AIM ::
Restate the full listing word for word and leave the pictures out.

MATERIAL ::
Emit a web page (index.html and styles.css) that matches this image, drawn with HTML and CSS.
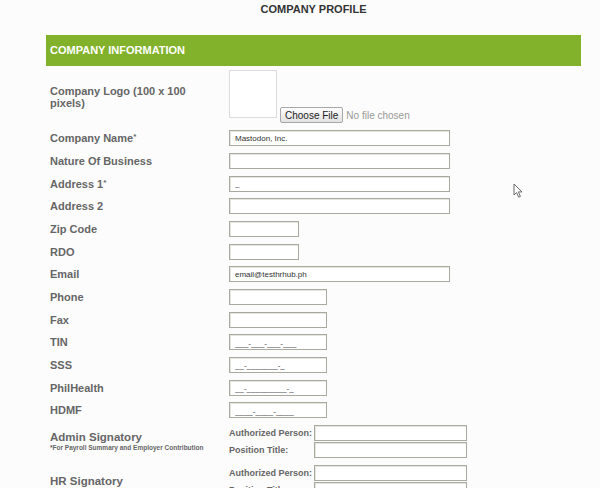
FILE: index.html
```html
<!DOCTYPE html>
<html lang="en">
<head>
    <meta charset="UTF-8">
    <title>Company Profile</title>
    <link rel="stylesheet" href="styles.css">
</head>
<body>
    <div class="page">
        <h1 class="page-title">COMPANY PROFILE</h1>

        <div class="section-head">COMPANY INFORMATION</div>

        <div class="form">
            <!-- logo -->
            <div class="row row-logo">
                <div class="label">Company Logo (100 x 100 pixels)</div>
                <div class="field">
                    <span class="logo-box"></span>
                    <input type="file" class="file">
                </div>
            </div>

            <div class="row">
                <label class="label">Company Name<sup>*</sup></label>
                <div class="field"><input type="text" class="text wide" value="Mastodon, Inc."></div>
            </div>
            <div class="row">
                <label class="label">Nature Of Business</label>
                <div class="field"><input type="text" class="text wide"></div>
            </div>
            <div class="row">
                <label class="label">Address 1<sup>*</sup></label>
                <div class="field"><input type="text" class="text wide" value="_"></div>
            </div>
            <div class="row">
                <label class="label">Address 2</label>
                <div class="field"><input type="text" class="text wide"></div>
            </div>
            <div class="row">
                <label class="label">Zip Code</label>
                <div class="field"><input type="text" class="text short"></div>
            </div>
            <div class="row">
                <label class="label">RDO</label>
                <div class="field"><input type="text" class="text short"></div>
            </div>
            <div class="row">
                <label class="label">Email</label>
                <div class="field"><input type="text" class="text wide" value="email@testhrhub.ph"></div>
            </div>
            <div class="row">
                <label class="label">Phone</label>
                <div class="field"><input type="text" class="text medium"></div>
            </div>
            <div class="row">
                <label class="label">Fax</label>
                <div class="field"><input type="text" class="text medium"></div>
            </div>
            <div class="row">
                <label class="label">TIN</label>
                <div class="field"><input type="text" class="text medium mask" value="___-___-___-___"></div>
            </div>
            <div class="row">
                <label class="label">SSS</label>
                <div class="field"><input type="text" class="text medium mask" value="__-_______-_"></div>
            </div>
            <div class="row">
                <label class="label">PhilHealth</label>
                <div class="field"><input type="text" class="text medium mask" value="__-_________-_"></div>
            </div>
            <div class="row">
                <label class="label">HDMF</label>
                <div class="field"><input type="text" class="text medium mask" value="____-____-____"></div>
            </div>

            <!-- signatories -->
            <div class="row row-sign">
                <div class="label">
                    Admin Signatory
                    <span class="note">*For Payroll Summary and Employer Contribution</span>
                </div>
                <div class="field sign-fields">
                    <span class="sub-label">Authorized Person:</span>
                    <input type="text" class="text sign">
                    <span class="sub-label">Position Title:</span>
                    <input type="text" class="text sign">
                </div>
            </div>
            <div class="row row-sign">
                <div class="label">HR Signatory</div>
                <div class="field sign-fields">
                    <span class="sub-label">Authorized Person:</span>
                    <input type="text" class="text sign">
                    <span class="sub-label">Position Title:</span>
                    <input type="text" class="text sign">
                </div>
            </div>
        </div>
    </div>

    <!-- mouse pointer left in the capture -->
    <svg class="cursor" width="11" height="16" viewBox="0 0 11 16">
        <path d="M1 1 L1 12 L3.6 9.6 L5.6 14.2 L7.4 13.4 L5.4 8.9 L9 8.9 Z" fill="#fff" stroke="#6a6a6a" stroke-width="1" stroke-linejoin="round"/>
    </svg>
</body>
</html>
```

FILE: styles.css
```css
html, body {
    margin: 0;
    overflow: hidden;
}

body {
    background-color: #fcfcfc;
    font-family: "Liberation Sans", Arial, sans-serif;
    color: #666;
}

.page {
    width: 535px;
    margin-left: 46px;
}

/* 제목 */
.page-title {
    margin: 0;
    padding-top: 3px;
    height: 32px;
    font-size: 11px;
    line-height: 13px;
    text-align: center;
    color: #333;
}

.section-head {
    height: 31px;
    line-height: 31px;
    padding-left: 4px;
    background-color: #82b22b;
    color: #fff;
    font-size: 11px;
    font-weight: bold;
}

/* 폼 줄 */
.row {
    display: grid;
    grid-template-columns: 183px 1fr;
    align-items: center;
    height: 22.67px;
}

.row-logo {
    height: 61px;
}

.row-logo .field {
    align-self: start;
    padding-top: 4px;
}

.label {
    padding-left: 4px;
    padding-right: 8px;
    font-size: 11px;
    font-weight: bold;
    line-height: 12px;
    color: #666;
}

.label sup {
    font-size: 8px;
    vertical-align: 3px;
    line-height: 0;
}

.field {
    display: flex;
    align-items: flex-end;
}

.logo-box {
    width: 46px;
    height: 46px;
    border: 1px solid #ddd;
    background: #fff;
}

.file {
    margin-left: 3px;
    margin-bottom: -5px;
    font-family: "Liberation Sans", Arial, sans-serif;
    font-size: 10px;
    color: #999;
}

.file::file-selector-button {
    font-family: "Liberation Sans", Arial, sans-serif;
    font-size: 10px;
    color: #222;
    height: 16px;
    padding: 0 4px;
    margin-right: 3px;
    border: 1px solid #a7a7a7;
    border-radius: 2px;
    background: linear-gradient(#fefefe, #e2e2e2);
}

/* 텍스트 입력 */
.text {
    box-sizing: border-box;
    height: 16px;
    margin: 0;
    padding: 0 5px;
    border: 1px solid #aaa9a0;
    box-shadow: inset 1px 1px 0 #e6e6e1;
    background: #fff;
    font-family: "Liberation Sans", Arial, sans-serif;
    font-size: 8px;
    color: #333;
    outline: none;
}

.wide { width: 221px; }
.medium { width: 98px; }
.short { width: 70px; }
.sign { width: 153px; }

.mask {
    padding-top: 2px;
    color: #444;
}

/* 서명 */
.row-sign {
    height: 40px;
}

.row-sign .label {
    font-size: 11.5px;
    line-height: 13px;
}

.note {
    display: block;
    font-size: 6.5px;
    line-height: 8px;
}

.sign-fields {
    display: grid;
    grid-template-columns: 85px 153px;
    grid-auto-rows: 17px;
    align-items: center;
}

.sub-label {
    font-size: 9px;
    font-weight: bold;
    color: #666;
}

.cursor {
    position: absolute;
    left: 513px;
    top: 183px;
}
```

FINISHED ANSWER ::
Emit a web page (index.html and styles.css) that matches this image, drawn with HTML and CSS.
FILE: index.html
```html
<!DOCTYPE html>
<html lang="en">
<head>
    <meta charset="UTF-8">
    <title>Company Profile</title>
    <link rel="stylesheet" href="styles.css">
</head>
<body>
    <div class="page">
        <h1 class="page-title">COMPANY PROFILE</h1>

        <div class="section-head">COMPANY INFORMATION</div>

        <div class="form">
            <!-- logo -->
            <div class="row row-logo">
                <div class="label">Company Logo (100 x 100 pixels)</div>
                <div class="field">
                    <span class="logo-box"></span>
                    <input type="file" class="file">
                </div>
            </div>

            <div class="row">
                <label class="label">Company Name<sup>*</sup></label>
                <div class="field"><input type="text" class="text wide" value="Mastodon, Inc."></div>
            </div>
            <div class="row">
                <label class="label">Nature Of Business</label>
                <div class="field"><input type="text" class="text wide"></div>
            </div>
            <div class="row">
                <label class="label">Address 1<sup>*</sup></label>
                <div class="field"><input type="text" class="text wide" value="_"></div>
            </div>
            <div class="row">
                <label class="label">Address 2</label>
                <div class="field"><input type="text" class="text wide"></div>
            </div>
            <div class="row">
                <label class="label">Zip Code</label>
                <div class="field"><input type="text" class="text short"></div>
            </div>
            <div class="row">
                <label class="label">RDO</label>
                <div class="field"><input type="text" class="text short"></div>
            </div>
            <div class="row">
                <label class="label">Email</label>
                <div class="field"><input type="text" class="text wide" value="email@testhrhub.ph"></div>
            </div>
            <div class="row">
                <label class="label">Phone</label>
                <div class="field"><input type="text" class="text medium"></div>
            </div>
            <div class="row">
                <label class="label">Fax</label>
                <div class="field"><input type="text" class="text medium"></div>
            </div>
            <div class="row">
                <label class="label">TIN</label>
                <div class="field"><input type="text" class="text medium mask" value="___-___-___-___"></div>
            </div>
            <div class="row">
                <label class="label">SSS</label>
                <div class="field"><input type="text" class="text medium mask" value="__-_______-_"></div>
            </div>
            <div class="row">
                <label class="label">PhilHealth</label>
                <div class="field"><input type="text" class="text medium mask" value="__-_________-_"></div>
            </div>
            <div class="row">
                <label class="label">HDMF</label>
                <div class="field"><input type="text" class="text medium mask" value="____-____-____"></div>
            </div>

            <!-- signatories -->
            <div class="row row-sign">
                <div class="label">
                    Admin Signatory
                    <span class="note">*For Payroll Summary and Employer Contribution</span>
                </div>
                <div class="field sign-fields">
                    <span class="sub-label">Authorized Person:</span>
                    <input type="text" class="text sign">
                    <span class="sub-label">Position Title:</span>
                    <input type="text" class="text sign">
                </div>
            </div>
            <div class="row row-sign">
                <div class="label">HR Signatory</div>
                <div class="field sign-fields">
                    <span class="sub-label">Authorized Person:</span>
                    <input type="text" class="text sign">
                    <span class="sub-label">Position Title:</span>
                    <input type="text" class="text sign">
                </div>
            </div>
        </div>
    </div>

    <!-- mouse pointer left in the capture -->
    <svg class="cursor" width="11" height="16" viewBox="0 0 11 16">
        <path d="M1 1 L1 12 L3.6 9.6 L5.6 14.2 L7.4 13.4 L5.4 8.9 L9 8.9 Z" fill="#fff" stroke="#6a6a6a" stroke-width="1" stroke-linejoin="round"/>
    </svg>
</body>
</html>
```

FILE: styles.css
```css
html, body {
    margin: 0;
    overflow: hidden;
}

body {
    background-color: #fcfcfc;
    font-family: "Liberation Sans", Arial, sans-serif;
    color: #666;
}

.page {
    width: 535px;
    margin-left: 46px;
}

/* 제목 */
.page-title {
    margin: 0;
    padding-top: 3px;
    height: 32px;
    font-size: 11px;
    line-height: 13px;
    text-align: center;
    color: #333;
}

.section-head {
    height: 31px;
    line-height: 31px;
    padding-left: 4px;
    background-color: #82b22b;
    color: #fff;
    font-size: 11px;
    font-weight: bold;
}

/* 폼 줄 */
.row {
    display: grid;
    grid-template-columns: 183px 1fr;
    align-items: center;
    height: 22.67px;
}

.row-logo {
    height: 61px;
}

.row-logo .field {
    align-self: start;
    padding-top: 4px;
}

.label {
    padding-left: 4px;
    padding-right: 8px;
    font-size: 11px;
    font-weight: bold;
    line-height: 12px;
    color: #666;
}

.label sup {
    font-size: 8px;
    vertical-align: 3px;
    line-height: 0;
}

.field {
    display: flex;
    align-items: flex-end;
}

.logo-box {
    width: 46px;
    height: 46px;
    border: 1px solid #ddd;
    background: #fff;
}

.file {
    margin-left: 3px;
    margin-bottom: -5px;
    font-family: "Liberation Sans", Arial, sans-serif;
    font-size: 10px;
    color: #999;
}

.file::file-selector-button {
    font-family: "Liberation Sans", Arial, sans-serif;
    font-size: 10px;
    color: #222;
    height: 16px;
    padding: 0 4px;
    margin-right: 3px;
    border: 1px solid #a7a7a7;
    border-radius: 2px;
    background: linear-gradient(#fefefe, #e2e2e2);
}

/* 텍스트 입력 */
.text {
    box-sizing: border-box;
    height: 16px;
    margin: 0;
    padding: 0 5px;
    border: 1px solid #aaa9a0;
    box-shadow: inset 1px 1px 0 #e6e6e1;
    background: #fff;
    font-family: "Liberation Sans", Arial, sans-serif;
    font-size: 8px;
    color: #333;
    outline: none;
}

.wide { width: 221px; }
.medium { width: 98px; }
.short { width: 70px; }
.sign { width: 153px; }

.mask {
    padding-top: 2px;
    color: #444;
}

/* 서명 */
.row-sign {
    height: 40px;
}

.row-sign .label {
    font-size: 11.5px;
    line-height: 13px;
}

.note {
    display: block;
    font-size: 6.5px;
    line-height: 8px;
}

.sign-fields {
    display: grid;
    grid-template-columns: 85px 153px;
    grid-auto-rows: 17px;
    align-items: center;
}

.sub-label {
    font-size: 9px;
    font-weight: bold;
    color: #666;
}

.cursor {
    position: absolute;
    left: 513px;
    top: 183px;
}
```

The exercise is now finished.